A young fisherman was sharply critical of the JVP. “The portfolios of land and the fisheries are held by JVP ministers. Without taking any steps to solve our problems, they blame the other partners in the government. This is a fraud. They themselves are cabinet ministers and are responsible for all the actions and inaction of the government,” he said.
Another fisherman, Jayarathne, was angry with the opposition United National Front (UNF). “The UNF is exploiting the situation for its own sake. Mahinda Wijesekara, the former fisheries minister and MP for Matara, called two meetings at his home for tsunami-affected fishermen but we all refused to attend. We had repeatedly pointed out to him and other politicians that a wall was needed around [Matara] fort to protect people against large waves.
“At that time we didn’t know about tsunamis. Like the others, he didn’t respond to our request and now he pretends to be concerned about us. If we had had a wall it would have saved at least 20 lives. He is not concerned about our plight but about winning the next election. We don’t believe any party.”
The SEP’s public meeting was chaired by Central Committee member Panini Wijesiriwardane. He explained that the SEP and World Socialist Web Site had organised a series of meetings in Sri Lanka and internationally.
Outlining the continuing difficulties faced by working people, Wijesiriwardane said: “The housing problem is a major one. People who lived within 100 metres from the shoreline are not allowed to rebuild their houses on lands they previously occupied. The government has so far failed even to identify a single piece of alternative land where people can build. Meanwhile, the government has already started to construct a modern town with all the facilities that businesses need at Godagama—the starting point of the proposed highway from Matara to Colombo.
“When we talked to the relevant authorities we learnt that these projects were planned well before the tsunami to attract international and national investors. The government’s priority is business infrastructure and not the needs of the working people. There are two worlds in Matara. Well-equipped modern townships for the rich and temporary huts and tents for the tsunami-affected poor.”
Wijesiriwardane concluded by explaining: “This disaster exemplifies the historical and political problems that workers and the oppressed masses face under capitalism. That is why the working class needs a scientific perspective to confront these issues and to provide a progressive socialist solution.”
Wije Dias, SEP general secretary and a member of the WSWS International Editorial Board, delivered the main report to the meeting. He began by referring to comments by Mano Tittawela, chairman of the Task Force for Re-building the Nation (TAFREN), at a seminar the previous week.

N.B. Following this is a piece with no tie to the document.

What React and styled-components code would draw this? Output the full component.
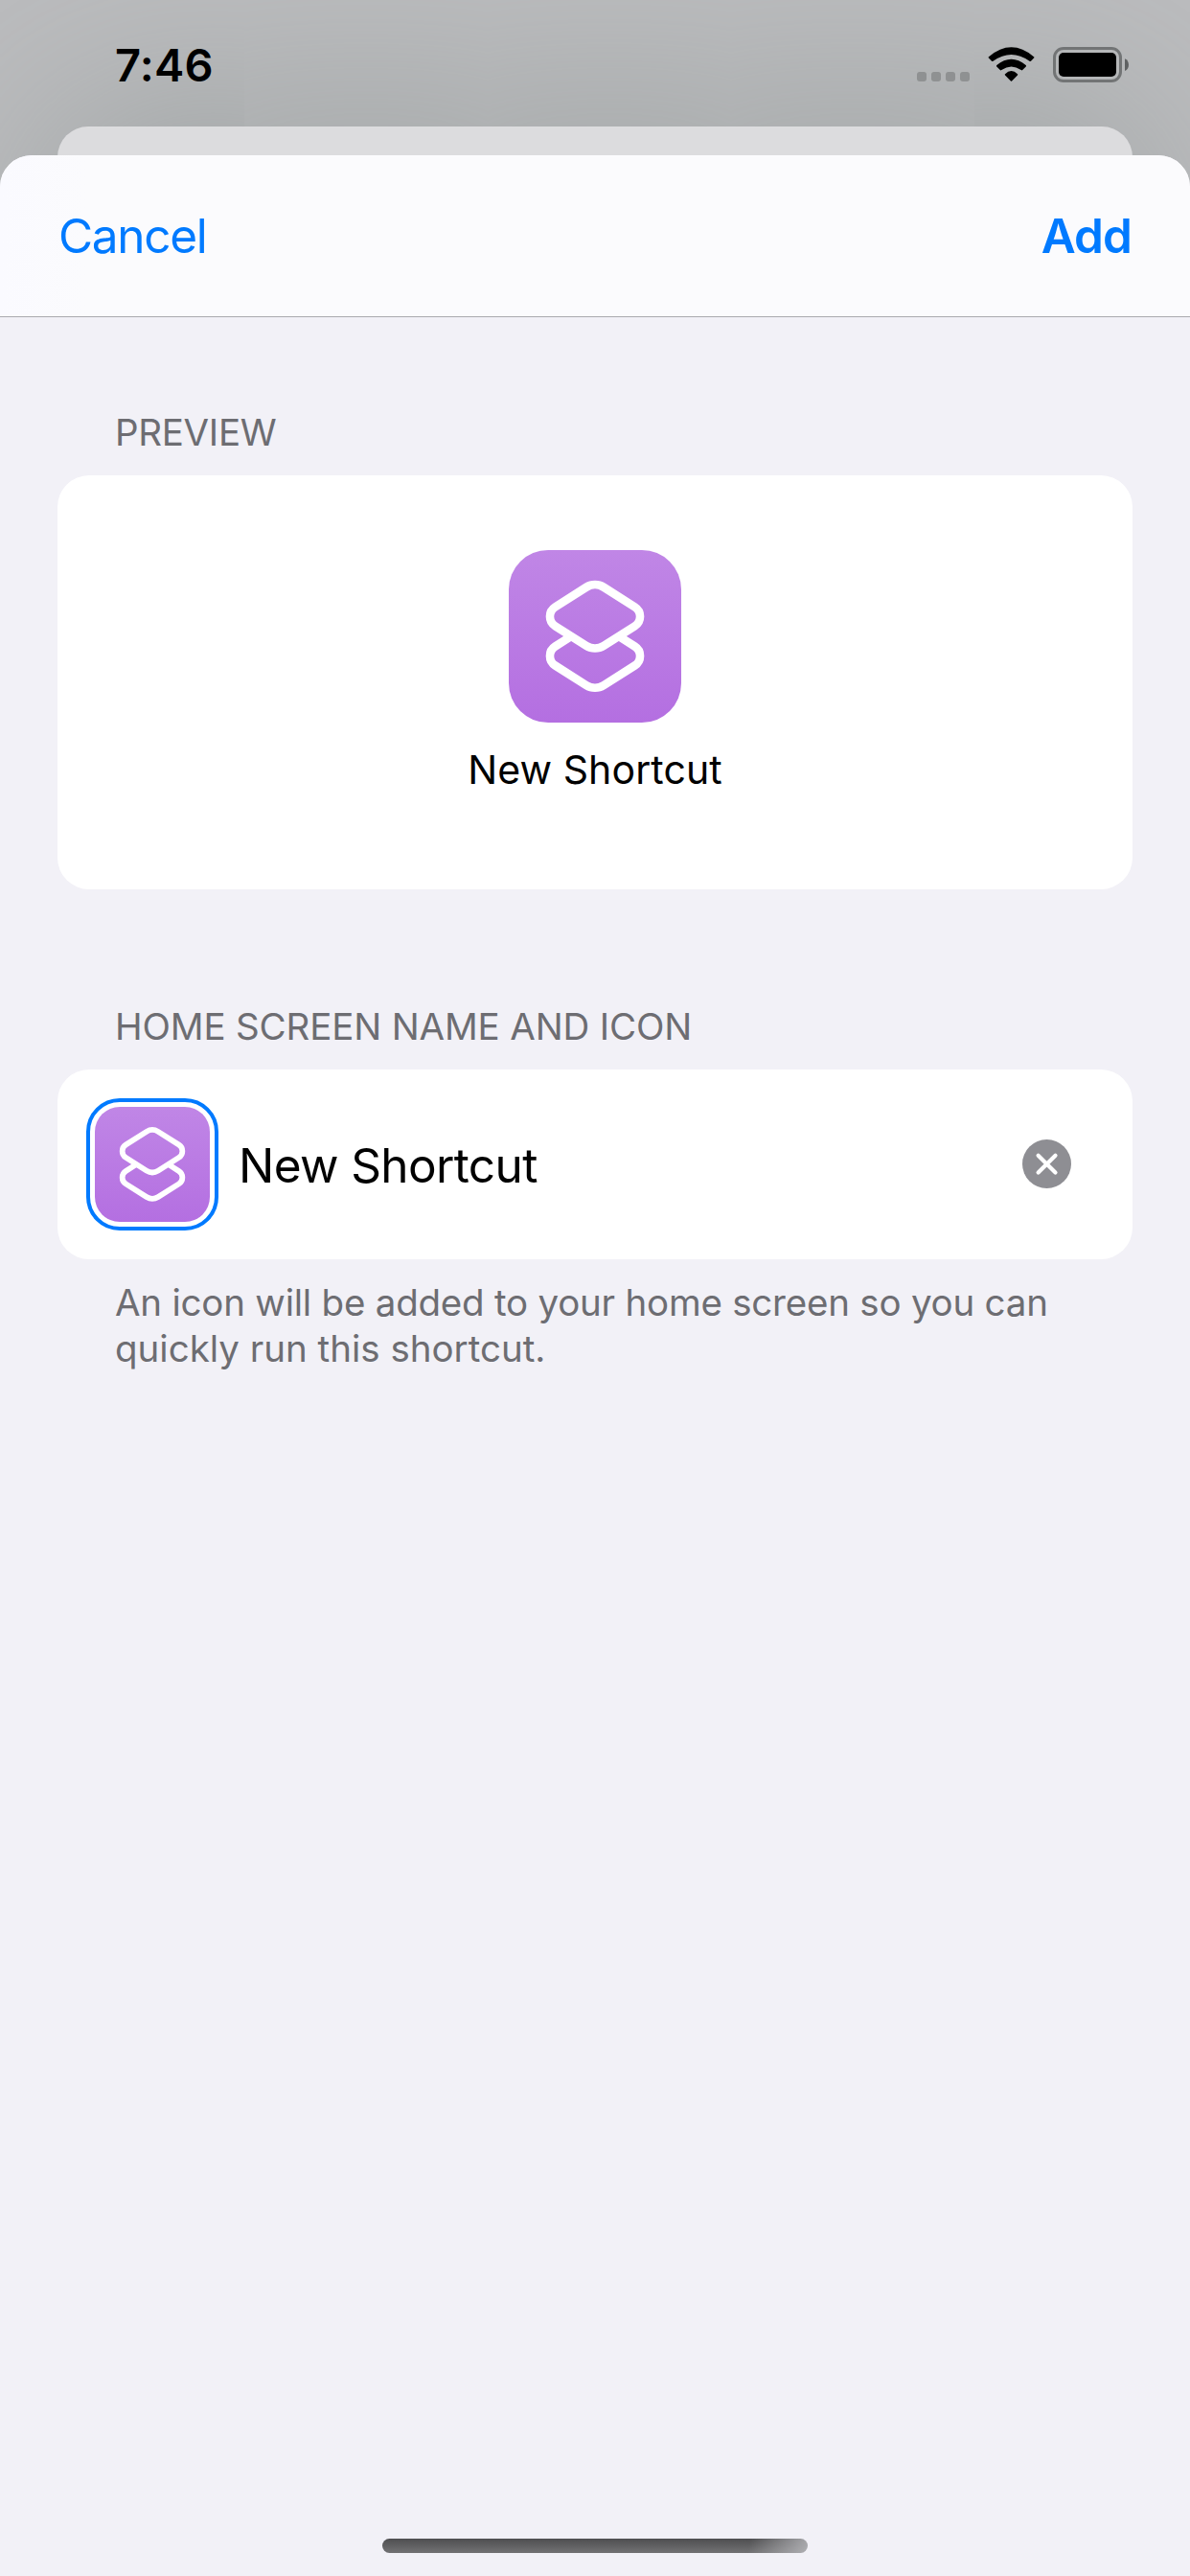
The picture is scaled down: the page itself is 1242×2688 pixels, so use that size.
import React from "react";
import styled, { createGlobalStyle } from "styled-components";

const GlobalStyle = createGlobalStyle`
  *, *::before, *::after { box-sizing: border-box; }
  body {
    margin: 0;
    font-family: Inter, "Liberation Sans", sans-serif;
    background: #f2f1f7;
  }
  button {
    padding: 0;
    border: 0;
    background: none;
    font: inherit;
  }
`;

const Screen = styled.div`
  display: flex;
  flex-direction: column;
  width: 1242px;
  height: 2688px;
  overflow: hidden;
  background: #bbbcbe;
`;

const StatusBar = styled.header`
  position: relative;
  z-index: 1;
  display: flex;
  justify-content: space-between;
  flex: none;
  height: 132px;
  padding: 38px 64px 0 120px;
`;

const Clock = styled.time`
  font-size: 47px;
  font-weight: 600;
  line-height: 60px;
  letter-spacing: 0.2px;
  color: #000;
`;

const StatusIcons = styled.div`
  display: flex;
  align-items: flex-start;
  padding-top: 11px;
`;

const SignalDots = styled.div`
  display: flex;
  gap: 5px;
  margin: 26px 19px 0 0;
`;

const SignalDot = styled.i`
  width: 10px;
  height: 10px;
  border-radius: 3px;
  background: #8f9192;
`;

const WifiIcon = styled.svg`
  display: block;
  width: 49px;
  height: 37px;
  margin-right: 19px;
`;

const BatteryIcon = styled.svg`
  display: block;
  width: 79px;
  height: 37px;
`;

const BackSheet = styled.div`
  flex: none;
  height: 500px;
  margin: 0 60px -470px;
  border-radius: 32px 32px 0 0;
  background: #dcdcde;
  box-shadow: 0 0 220px #9a9f9f;
`;

const Sheet = styled.main`
  position: relative;
  display: flex;
  flex-direction: column;
  flex: 1;
  border-radius: 33px 33px 0 0;
  overflow: hidden;
  background: #f2f1f7;
`;

const NavBar = styled.nav`
  display: flex;
  align-items: center;
  justify-content: space-between;
  flex: none;
  height: 169px;
  padding: 0 61px 0 61px;
  border-bottom: 1px solid #a9a9ae;
  background: linear-gradient(90deg, #fafaff 0, #fbfbfd 90px);
`;

const NavButton = styled.button`
  font-size: 49.5px;
  font-weight: ${(p) => (p.$strong ? 600 : 400)};
  line-height: 60px;
  letter-spacing: ${(p) => (p.$strong ? "-0.9px" : "-1.3px")};
  color: #007aff;
`;

const Content = styled.div`
  display: flex;
  flex-direction: column;
  flex: 1;
  padding: 96px 60px 0;
`;

const Section = styled.section`
  display: flex;
  flex-direction: column;
  gap: 21px;
  margin-bottom: 119px;
`;

const SectionTitle = styled.h2`
  margin: 0 60px;
  font-size: 38.5px;
  font-weight: 400;
  line-height: 48px;
  letter-spacing: ${(p) => p.$tracking};
  text-transform: uppercase;
  color: #6d6d72;
`;

const Card = styled.div`
  border-radius: 33px;
  background: #fff;
`;

const PreviewCard = styled(Card)`
  display: flex;
  flex-direction: column;
  align-items: center;
  gap: 24px;
  height: 432px;
  padding-top: 78px;
`;

const PreviewName = styled.span`
  font-size: 41px;
  line-height: 50px;
  letter-spacing: 0.1px;
  color: #000;
`;

const NameCard = styled(Card)`
  display: flex;
  align-items: center;
  height: 198px;
  padding: 0 64px 0 30px;
`;

const IconRing = styled.button`
  display: flex;
  align-items: center;
  justify-content: center;
  flex: none;
  width: 138px;
  height: 138px;
  border: 4px solid #007aff;
  border-radius: 35px;
`;

const NameField = styled.span`
  flex: 1;
  padding: 1px 0 0 21px;
  font-size: 49.5px;
  line-height: 60px;
  letter-spacing: -0.63px;
  color: #000;
`;

const ClearButton = styled.button`
  display: flex;
  margin-bottom: 1px;
`;

const Footnote = styled.p`
  display: flex;
  flex-direction: column;
  margin: 0 60px;
  font-size: 38.5px;
  line-height: 48px;
  white-space: nowrap;
  color: #6d6d72;
`;

const FootnoteLine = styled.span`
  letter-spacing: ${(p) => p.$tracking};
`;

const AppTile = styled.div`
  flex: none;
  width: ${(p) => p.$size}px;
  height: ${(p) => p.$size}px;
  border-radius: ${(p) => p.$radius}px;
  background: linear-gradient(#c086e6, #b46fe1);
`;

const TileGlyph = styled.svg`
  display: block;
  width: 100%;
  height: 100%;
`;

const HomeIndicator = styled.div`
  align-self: center;
  flex: none;
  width: 444px;
  height: 15px;
  margin-bottom: 24px;
  border-radius: 8px;
  background:
    linear-gradient(100deg, rgba(190, 190, 194, 0) 86%, rgba(190, 190, 194, 0.8) 100%),
    linear-gradient(#4e4e50, #727274);
`;

function ShortcutTile({ size, radius }) {
  return (
    <AppTile $size={size} $radius={radius}>
      <TileGlyph viewBox="0 0 180 180" fill="none" stroke="#fff" strokeWidth="8.6">
        <path d="M80.9 38.75A17 17 0 0 1 99.1 38.75L131.5 59.3A11.8 11.8 0 0 1 131.5 79.3L99.1 99.85A17 17 0 0 1 80.9 99.85L48.5 79.3A11.8 11.8 0 0 1 48.5 59.3Z" />
        <path d="M114.8 89.9L131.5 100.5A11.8 11.8 0 0 1 131.5 120.5L99.1 141.05A17 17 0 0 1 80.9 141.05L48.5 120.5A11.8 11.8 0 0 1 48.5 100.5L65.2 89.9" />
      </TileGlyph>
    </AppTile>
  );
}

export default function App() {
  return (
    <>
      <GlobalStyle />
      <Screen>
        <StatusBar>
          <Clock>7:46</Clock>
          <StatusIcons>
            <SignalDots>
              <SignalDot />
              <SignalDot />
              <SignalDot />
              <SignalDot />
            </SignalDots>
            <WifiIcon viewBox="0 0 49 37">
              <path d="M1 10.2Q24.5 -9.6 48 10.2Q48.8 10.9 48.1 11.6L45 14.8Q44.3 15.4 43.5 14.8Q24.5 1.2 5.5 14.8Q4.7 15.4 4 14.8L.9 11.6Q.2 10.9 1 10.2Z" />
              <path d="M9.3 19Q24.5 6.4 39.7 19Q40.4 19.7 39.8 20.4L36.2 24.1Q35.5 24.8 34.7 24.1Q24.5 16.9 14.3 24.1Q13.5 24.8 12.8 24.1L9.2 20.4Q8.6 19.7 9.3 19Z" />
              <path d="M18 28.3Q24.5 21.7 31 28.3Q31.6 28.9 31 29.5L25.1 35.5Q24.5 36.2 23.9 35.5L18 29.5Q17.4 28.9 18 28.3Z" />
            </WifiIcon>
            <BatteryIcon viewBox="0 0 79 37">
              <rect x="1.5" y="1.5" width="69" height="34" rx="9.5" fill="none" stroke="#727475" strokeWidth="3" />
              <rect x="6" y="6" width="60" height="25" rx="5" fill="#000" />
              <path d="M75 12.2C77.6 13.3 79 15.8 79 18.7C79 21.6 77.6 24 75 25.1Z" fill="#5f6162" />
            </BatteryIcon>
          </StatusIcons>
        </StatusBar>
        <BackSheet />
        <Sheet>
          <NavBar>
            <NavButton>Cancel</NavButton>
            <NavButton $strong>Add</NavButton>
          </NavBar>
          <Content>
            <Section>
              <SectionTitle $tracking="-0.3px">Preview</SectionTitle>
              <PreviewCard>
                <ShortcutTile size={180} radius={41} />
                <PreviewName>New Shortcut</PreviewName>
              </PreviewCard>
            </Section>
            <Section>
              <SectionTitle $tracking="-0.15px">Home Screen Name and Icon</SectionTitle>
              <NameCard>
                <IconRing aria-label="Choose icon">
                  <ShortcutTile size={120} radius={26} />
                </IconRing>
                <NameField>New Shortcut</NameField>
                <ClearButton aria-label="Clear name">
                  <svg width="51" height="51" viewBox="0 0 51 51">
                    <circle cx="25.5" cy="25.5" r="25.5" fill="#8e8e93" />
                    <path d="M16.6 16.7L34.5 34.5M34.5 16.7L16.6 34.5" stroke="#fff" strokeWidth="4.2" strokeLinecap="round" />
                  </svg>
                </ClearButton>
              </NameCard>
              <Footnote>
                <FootnoteLine $tracking="-0.22px">An icon will be added to your home screen so you can</FootnoteLine>
                <FootnoteLine $tracking="0px">quickly run this shortcut.</FootnoteLine>
              </Footnote>
            </Section>
          </Content>
          <HomeIndicator />
        </Sheet>
      </Screen>
    </>
  );
}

“This same Tittawela, appointed head of TAFREN by President Chandrika Kumaratunga, unveiled a plan for so-called nation building on January 23 with huge media publicity. Two months later, he now admits that no such plan exists. Here is what he told the seminar: ‘We have agreed that consultation, implementation, assistance from everybody concerned, including donors, NGOs, INGOs, civil society, etc., must happen on the ground level so that effective policies can be put in place and more importantly effective implementation is ensured. We are hoping that this team will come up with a comprehensive plan vis-à-vis what has to be done in terms of the action plan but also how it should be done. This would be ready in the next few weeks’.
“This statement makes clear that the TAFREN rehabilitation plan is subject to the approval of international donors and other funding agencies and that approval has not been given even two months after the government’s plan was submitted,” Dias said.
The speaker explained that the government and international agencies failed to issue any warning to those living in coastal areas before the tsunami occurred. Their response to the plight of the victims after the disaster was no different. “The government has only laid the foundation stones for housing schemes. And, according to the government treasury secretary, of the pledges made by so-called donor countries not even 10 percent has materialised as cash payments,” he said.
“This is the opposite of the way that the major powers, particularly the US, reacted to the devastation caused by World War II in Europe and Asia. For its own economic reasons, the US took the initiative, utilising its vast resources to rebuild the countries devastated by war.
“Today the Bush administration utilises its military power to subjugate the world at the cost of the lives, democratic rights and social conditions of millions of people around the world. The change is not due to the peculiar personal characteristics of Bush and his coterie but is a product of the insoluble crisis that world capitalism faces today. The elites in semi-colonial countries, epitomised by the puppet prime minister Ayad Allawi in Iraq, toe the line of US imperialism.
“These transformed political and social conditions are reflected in the way the major powers and their crony regimes in countries like Sri Lanka reacted to the plight of hundreds of thousands of people affected by tsunami. This poses a crucial question: How can the working people overcome the social disasters they face under the capitalist world order? We as Marxists unhesitatingly propose a struggle for capitalism’s overthrow and its replacement by an international socialist system as the only solution.”
The report opened up a lively discussion on a range of issues. A university student asked: “How are we to believe that you are not going to betray like other left parties?” Dias took the opportunity to briefly review the history of the SEP and the international Trotskyist movement. He explained that the betrayal of the Lanka Sama Samaja Party (LSSP) was the product of a protracted nationalist degeneration that had its roots in the refusal of the party to join the International Committee of the Fourth International (ICFI) in 1953.
The Revolutionary Communist League, the SEP’s predecessor, was founded in 1968 out of the political struggle against the LSSP’s decision to join the bourgeois government of Mrs Bandaranaike in 1964, Dias said. “We have a proud heritage of fighting against all forms of revisionism that leads to capitulation and betrayal of the international socialist course.”